Address by Junko Hibiya, President
First year undergraduate and graduate students, welcome to ICU. Congratulations to family members, relatives, and friends who are watching this ceremony on the screen at Diffendorfer Memorial Hall.
When undergraduates who matriculate today graduate four years from now, in 2020, the Olympic Games will be held in Tokyo, for the second time. I entered primary school in April 1964, the year when Tokyo welcomed the first Olympicss. To this day, I clearly remember the opening ceremony on October 10th under a cloudless sky. In the Japan of those days, high school graduates who went to four-year colleges numbered 15.5%. The figure was 27.3% when I graduated from high school and matriculated exactly forty years ago in 1976, and surpassed 50% in 2009. In the past two years, it was 51.5%. In other words, one out of two goes to college in Japan today.

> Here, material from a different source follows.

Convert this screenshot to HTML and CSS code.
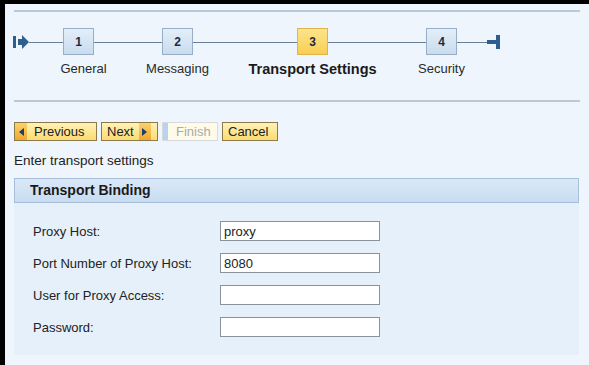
FILE: index.html
```html
<!DOCTYPE html>
<html>
<head>
<meta charset="utf-8">
<link rel="stylesheet" href="styles.css">
</head>
<body>
<div class="frame">
  <div class="rule top"></div>
  <div class="roadmap">
    <svg class="cap start" width="16" height="14" viewBox="0 0 16 14"><rect x="0" y="1" width="3" height="12" fill="#2f5f8f"/><path d="M5 4h4V0l7 7-7 7v-4H5z" fill="#2f5f8f"/></svg>
    <span class="seg" style="width:34px"></span>
    <div class="step"><div class="box">1</div><div class="lbl first">General</div></div>
    <span class="seg" style="width:68px"></span>
    <div class="step"><div class="box">2</div><div class="lbl">Messaging</div></div>
    <span class="seg" style="width:104px"></span>
    <div class="step active"><div class="box">3</div><div class="lbl">Transport Settings</div></div>
    <span class="seg" style="width:98px"></span>
    <div class="step"><div class="box">4</div><div class="lbl">Security</div></div>
    <span class="seg" style="width:30px"></span>
    <svg class="cap end" width="14" height="14" viewBox="0 0 14 14"><rect x="0" y="5" width="9" height="4" fill="#2f5f8f"/><rect x="9" y="0" width="4" height="14" fill="#2f5f8f"/></svg>
  </div>
  <div class="rule bottom"></div>
  <div class="buttons">
    <button class="btn prev"><span class="arr"><svg width="5" height="8" viewBox="0 0 5 8"><path d="M5 0v8L0 4z" fill="#1d3f6e"/></svg></span>Previous</button>
    <button class="btn next">Next<span class="arr right"><svg width="5" height="8" viewBox="0 0 5 8"><path d="M0 0v8l5-4z" fill="#1d3f6e"/></svg></span></button>
    <button class="btn disabled">Finish</button>
    <button class="btn cancel">Cancel</button>
  </div>
  <div class="hint">Enter transport settings</div>
  <div class="group">
    <div class="ghead">Transport Binding</div>
    <div class="gbody">
      <div class="row"><label>Proxy Host:</label><input type="text" value="proxy"></div>
      <div class="row"><label>Port Number of Proxy Host:</label><input type="text" value="8080"></div>
      <div class="row"><label>User for Proxy Access:</label><input type="text" value=""></div>
      <div class="row"><label>Password:</label><input type="password" value=""></div>
    </div>
  </div>
</div>
</body>
</html>
```

FILE: styles.css
```css
html, body {
  margin: 0;
  padding: 0;
  background: #000;
  width: 589px;
  height: 365px;
  overflow: hidden;
}
.frame {
  display: flow-root;
  margin: 4px 0 0 5px;
  height: 361px;
  background: #eef5fc;
  font-family: "Liberation Sans", Arial, sans-serif;
  font-size: 13px;
  color: #222;
  padding: 0 10px 0 9px;
  box-sizing: border-box;
}
.rule {
  height: 2px;
  background: #bcc8d4;
  margin-right: -1px;
}
.rule.top { margin-top: 6px; }
.roadmap {
  display: flex;
  align-items: flex-start;
  height: 88px;
  padding-top: 16px;
  box-sizing: border-box;
}
.cap { margin-top: 7px; flex: none; }
.cap.start { margin-left: -1px; }
.seg {
  flex: none;
  height: 1px;
  background: #6a7f94;
  margin-top: 14px;
}
.step {
  display: flex;
  flex-direction: column;
  align-items: center;
  width: 31px;
  flex: none;
}
.box {
  width: 31px;
  height: 27px;
  box-sizing: border-box;
  border: 1px solid #97aec6;
  background: linear-gradient(#e3eef9, #c9dcef);
  display: flex;
  align-items: center;
  justify-content: center;
  font-weight: bold;
  font-size: 12px;
  color: #1b2b3b;
}
.lbl {
  white-space: nowrap;
  margin-top: 6px;
  font-size: 13px;
  line-height: 16px;
  color: #2a2a2a;
}
.lbl.first { margin-left: 10px; }
.step.active .box {
  background: linear-gradient(#fde48a, #f8cf55);
  border-color: #e0b448;
}
.step.active .lbl {
  font-weight: bold;
  font-size: 14.5px;
  color: #1a1a1a;
}
.buttons {
  display: flex;
  gap: 4px;
  margin-top: 20px;
}
.btn {
  height: 19px;
  box-sizing: border-box;
  border: 1px solid #8c7a4a;
  background: linear-gradient(#fff2b8, #fbdc72);
  font-family: "Liberation Sans", Arial, sans-serif;
  font-size: 13px;
  color: #222;
  padding: 0 5px;
  display: flex;
  align-items: center;
  gap: 5px;
  margin: 0;
}
.btn .arr {
  display: flex;
  align-items: center;
  justify-content: center;
  width: 12px;
  align-self: stretch;
  background: linear-gradient(#fbd36a, #f0a830);
  margin-left: -5px;
}
.btn .arr.right { margin-left: 0; margin-right: -5px; }
.btn.prev { width: 83px; gap: 7px; }
.btn.next { width: 57px; }
.btn.disabled {
  width: 56px;
  color: #a9a9a9;
  border-color: #d6dbe0;
  background: linear-gradient(90deg, #b9d2ee 0, #b9d2ee 5px, #fffbe8 5px);
  padding-left: 13px;
}
.btn.cancel { width: 56px; }
.hint {
  margin-top: 11px;
  height: 17px;
  line-height: 17px;
  font-size: 13.5px;
}
.group { margin-top: 9px; }
.ghead {
  height: 25px;
  box-sizing: border-box;
  border: 1px solid #a8bfdc;
  background: linear-gradient(#dae9f8, #c8dcf1);
  font-weight: bold;
  font-size: 14px;
  padding-left: 15px;
  line-height: 22px;
  color: #1a1a1a;
}
.gbody {
  background: #e6f0fa;
  height: 152px;
  padding-top: 18px;
  box-sizing: border-box;
  padding-left: 19px;
}
.row {
  display: flex;
  align-items: center;
  height: 20px;
  margin-bottom: 12px;
}
.row label {
  width: 187px;
  flex: none;
  color: #222;
}
.row input {
  width: 160px;
  height: 20px;
  box-sizing: border-box;
  border: 1px solid #8a939c;
  background: #fff;
  font-family: "Liberation Sans", Arial, sans-serif;
  font-size: 13px;
  padding: 0 3px;
  margin: 0;
  color: #222;
}
```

Given the above figures, some of you may take it for granted that you are enrolled in an institution of higher education, an undergraduate program in particular. However, it is worthwhile reminding ourselves that there are students who wished to attend ICU or other universities, but who, for one reason or another, perhaps financial difficulty, were forced to abandon hope of doing so. As is clear from the situation in the world today, we must also acknowledge those who regrettably had to leave school much earlier. What will be required of you who have been fortunate enough to receive a secondary education and to be able to further your study?
A cornerstone that sets ICU apart from other universities is the respect paid to each person as a unique individual. This is epitomized by the fact that all students are called individually, by name, at the April and September matriculation ceremonies and at the March and June commencement ceremonies. This tradition has been faithfully upheld since the founding of the university for more than sixty years.
The first year students of the College of Liberal Arts must have read the "2016 Guidebook for Prospective Students." For its cover page, the photograph of the door of this Chapel is used. You will note that in the section explaining the four years at ICU, on page 62, it is written as follows; "there are as many ways of learning as the number of students. At ICU where each person is respected as an individual, the set curriculum for all students does not exist." The essence of the education here is to nurture intentional learners who are capable of studying creatively throughout their life.
Following today's matriculation ceremony and the orientation period, classes will begin next week. The path to bachelor's degree, or to the graduation, is up to each student's free will and proactive choice. What and how to study, which major to declare, whether to learn a language other than English, whether to study abroad, how to balance study and extracurricular activities, it is you, nobody else, who must decide. At the beginning of today's ceremony, we read Verses 7 and 8 in Chapter 7 of the Gospel according to Matthew. In order to find your own path, you must ask, search and knock. "For everyone who asks receives, and everyone who searches finds, and for everyone who knocks, the door will be opened."
In your undergraduate days, it is important to further your area of specialty. In addition, please attain the abilities that transcend the disciplinary boundaries; the ability to identify and resolve problems, the habit of listening carefully to questions and answering them appropriately when you communicate with others, cross-cultural understanding, teamwork, leadership, strong sense of integrity and responsibility as a global citizen.
Those who enter the Master's program are expected to cultivate a broad-based scholarship and to be able to carry out research in a specialized field of study or to learn the skills necessary as future professionals. Those who enter the Doctorate program must acquire the superior skills necessary as independent researchers in their chosen field of study or as highly-specialized professionals based on their scholarship. Keep asking, searching and knocking the door during your graduate school days.
ICU was founded in 1953 with the aim of cultivating capable individuals who will serve God and humankind. The purpose of attaining the abilities I have discussed in this address is exactly to serve God and humankind, in other words, to contribute to others and the world by fulfilling your mission. The next four years, two or three years if you are entering a master's or doctoral program, will be period in which, through your studies and extracurricular activities, you will discover what role you must fulfill in society and the world. May the years ahead of you be fruitful. Congratulations on your entrance to ICU.